The Collector of Worlds (2006) by Ilija Trojanow (Bulgarian-born, born 1965, nomadic writer) is an award-winning historical novel inspired by the life of Sir Richard Francis Burton (1821–1890), the legendary British explorer, polyglot, spy, translator of One Thousand and One Nights and erotic works.
The novel is not a classic biography, but a polyphonic account in three main parts: each focusing on one of Burton's key journeys, told from the perspective of his "native" companions and guides.
- Part One: India in the 1840s – Burton in a British army uniform, but disguised as a Muslim, learns languages, customs, absorbs culture; the narrator is an Indian servant or friend who sees his ambivalence.
- Part Two: The Hajj to Mecca in 1853 – Burton disguises himself as an Afghan pilgrim, risking his life to enter the forbidden city; the narrator is an Arab guide who witnesses his courage and obsession.
- Part Three: Africa in the 1850s – an expedition with John Hanning Speke in search of the sources of the Nile; conflicts, disease, rivalry; the narrator is an African porter or companion who sees Burton as a stranger who "collects worlds" but never fully understands them.

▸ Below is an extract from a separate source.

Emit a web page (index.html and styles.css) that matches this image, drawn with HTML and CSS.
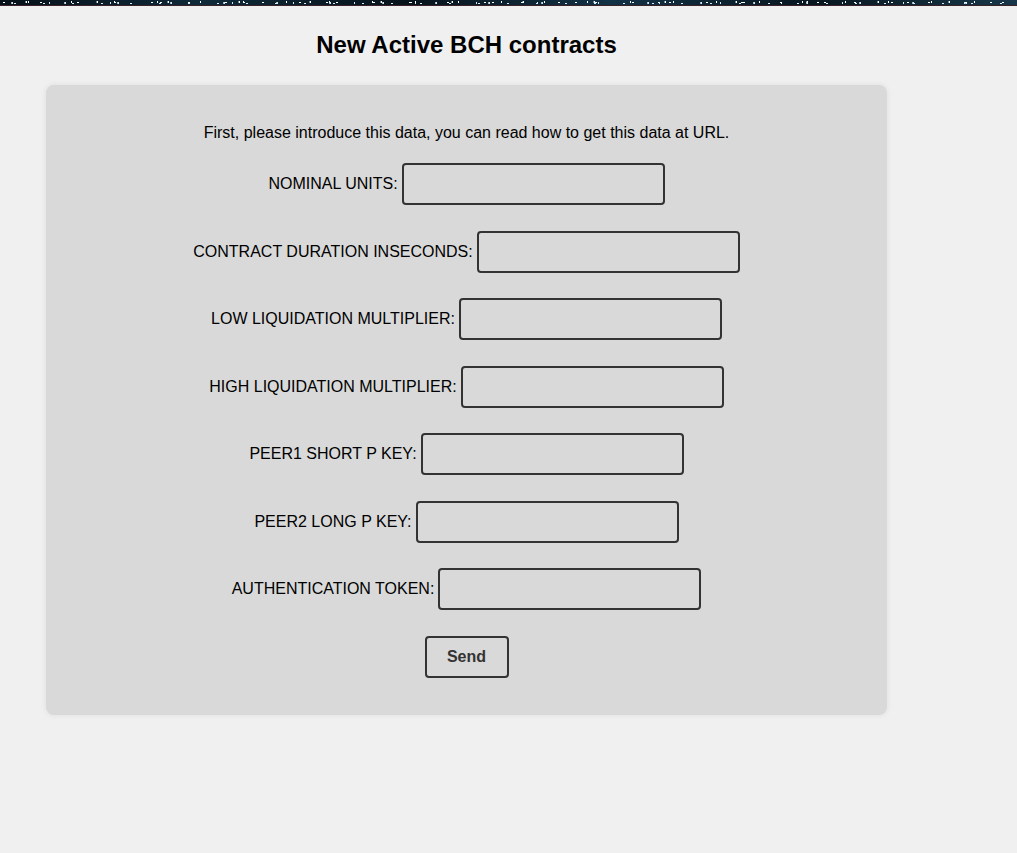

Trojanow uses oriental storytelling traditions – stories within stories, fantasies, polyphony – to show the clash of East and West, colonial perspective and cultural appropriation. Burton is portrayed as an eccentric: a brilliant polyglot and adventurer who crosses borders, but also a colonizer who "collects" cultures like trophies. The novel is rich in detail, linguistically opulent, with deep insights into identity, disguise, and imperialism.